Junk Fees

Junk fees will soon be a thing of the past in Canada. The federal government tabled a motion to eliminate hidden fees last year, outlining measures to protect Canadians from unfair charges on a variety of accounts, goods, and services.  

These measures are still in their incubation stages, meaning junk fees may still exist in your life today. Until official legislation comes into place, keep an eye out for these extra costs — from draws fees on lines of credit to excessive event fees and more. 

Draw Fees  

If you have a line of credit, you are probably aware that the money you use doesn’t come for free. Lenders apply interest on the draws you use, earning a percentage on every transaction you make until you pay your balance back in full.  

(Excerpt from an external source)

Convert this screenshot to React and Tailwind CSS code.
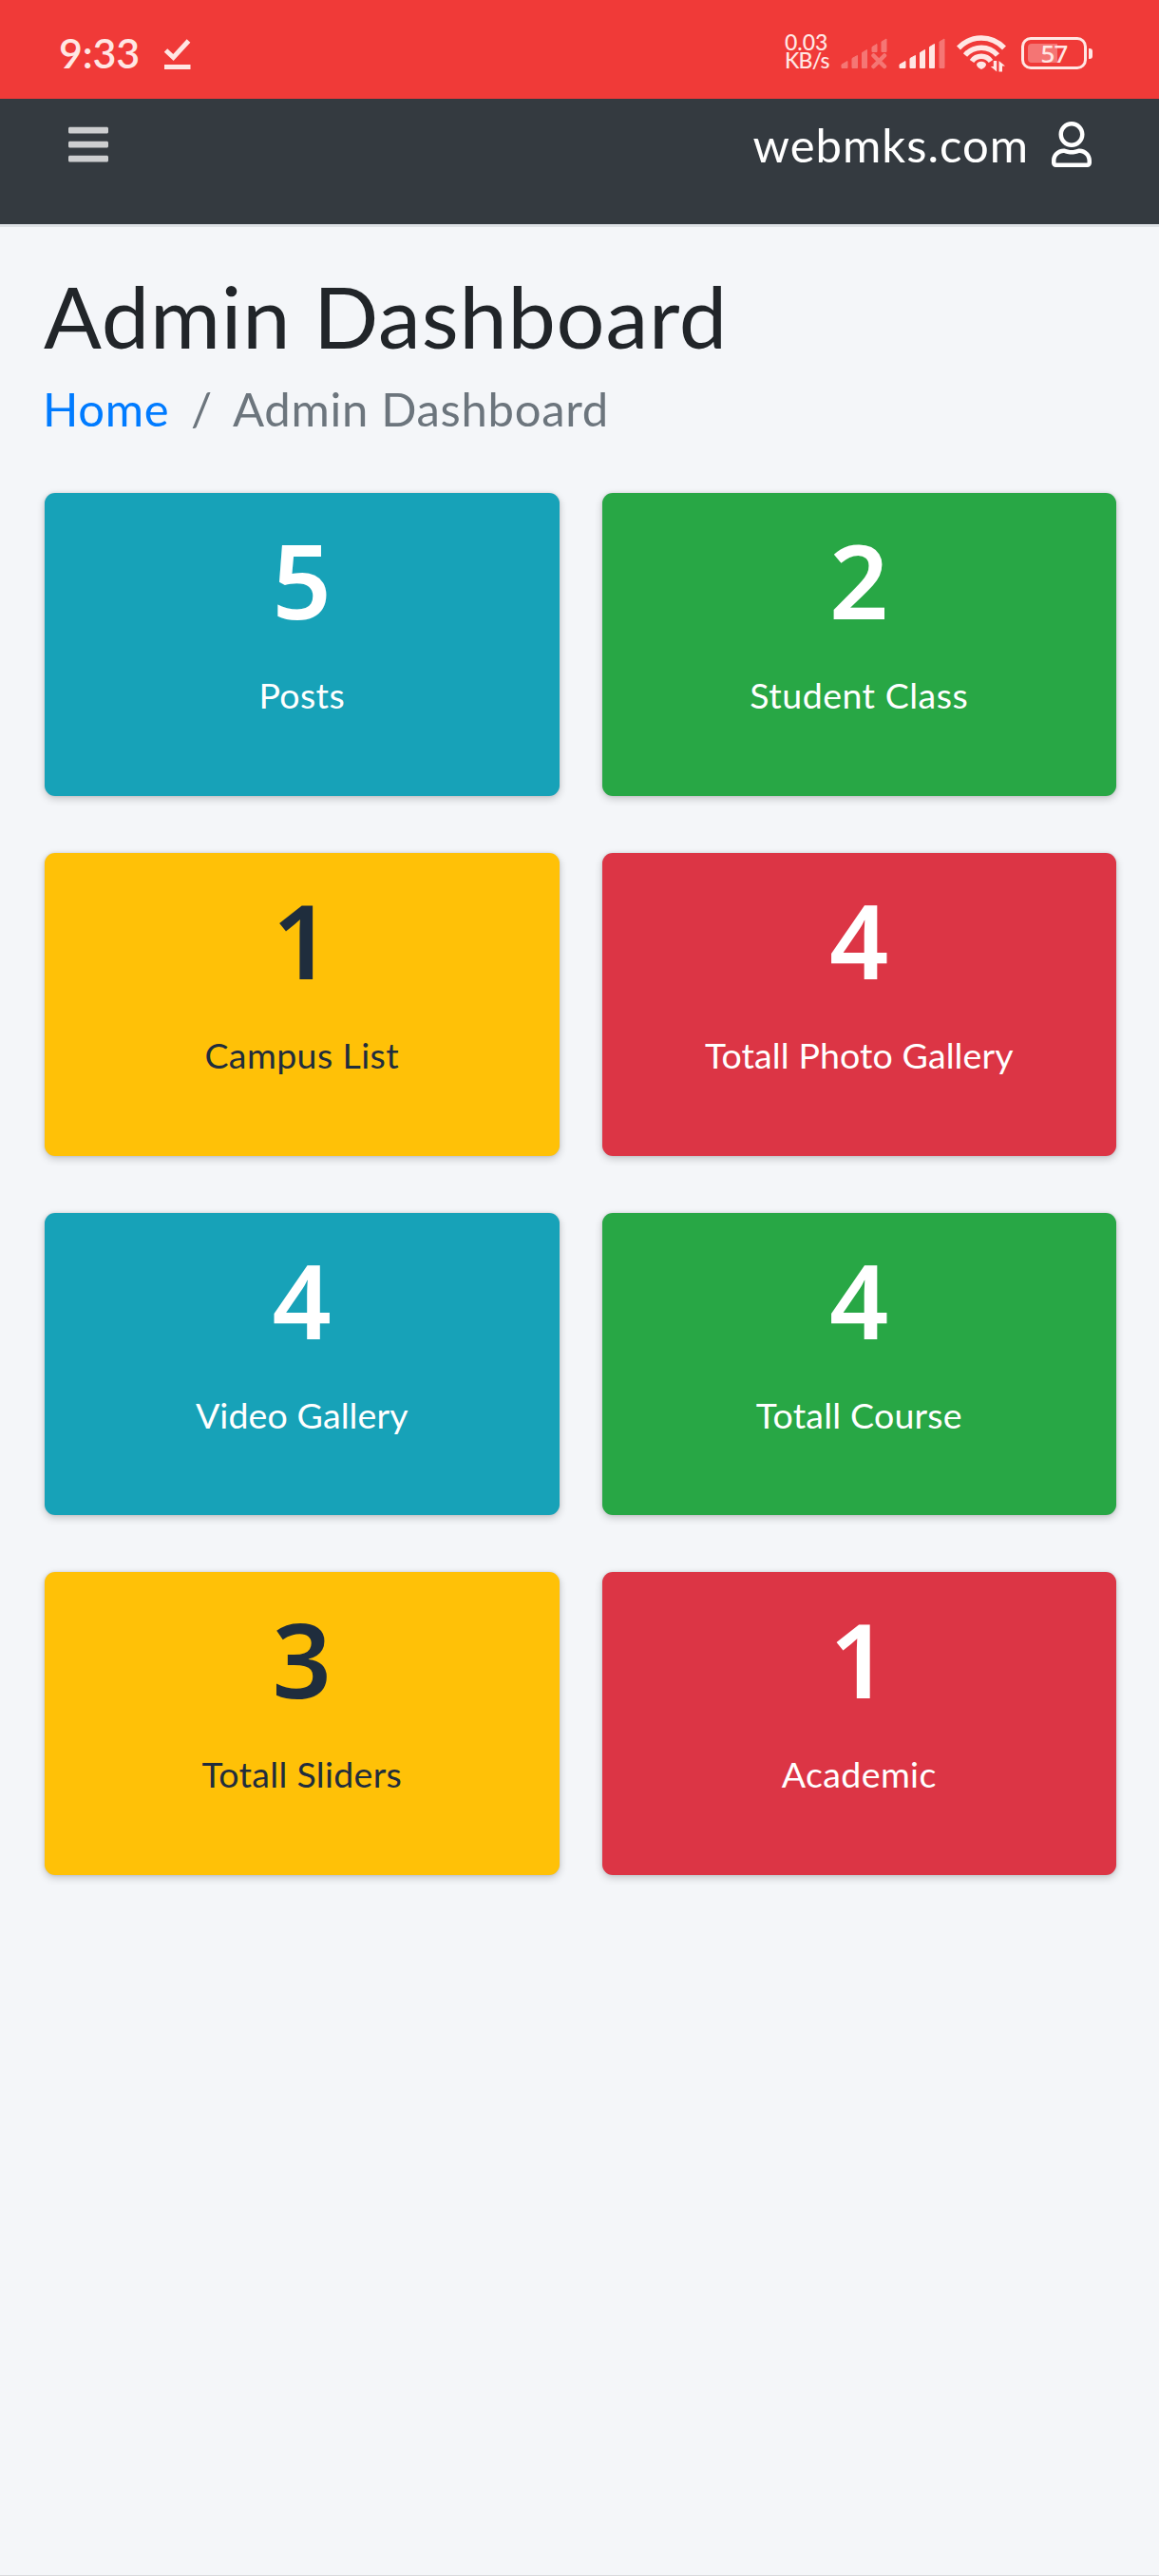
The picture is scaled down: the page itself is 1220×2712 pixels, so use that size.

Interest is a normal cost of borrowing, but draw fees are one of those sneaky ones. Certain lenders charge a fee when you make a draw against your line of credit, separate from the interest that will eventually apply.  

Not all lenders will do this. You can visit a website like Fora to see how a lender commits to zero additional fees. If approved, a Fora Credit line of credit will apply interest on the amount you use, not your total limit.  

Roaming Charges on Cell Phones 

Have you ever gone on vacation and come home to an enormous phone bill? Roaming charges apply when you leave your home network and can be quite costly.  

The international roaming charge applied by many mobile phone companies is another junk fee in the crosshairs of the government The Canadian Radio and Television Committee (CRTC) is investigating how the major telecom companies have doubled these ancillary fees in the past five years.  

Why? As a junk fee, roaming charges aren’t included in the base price advertised on their website or your plan. They’re nearly invisible, making them hard to understand. They also reflect how much roaming you do, which isn’t always clear to mobile users. As a result, the final fee can be an unexpected addition to your budget, even if you roam somewhat regularly.  

Concert Fees 

Your favourite band is touring, and they’re actually coming to your town. As luck would have it, there are seats still available, and they aren’t as expensive as you thought they would be.  

That is, until you get to the checkout page, and see your total is a lot different than you expected. You can see a long list of surprising charges applied to your ticket price: a service fee, order processing fee, convenience fee, and taxes.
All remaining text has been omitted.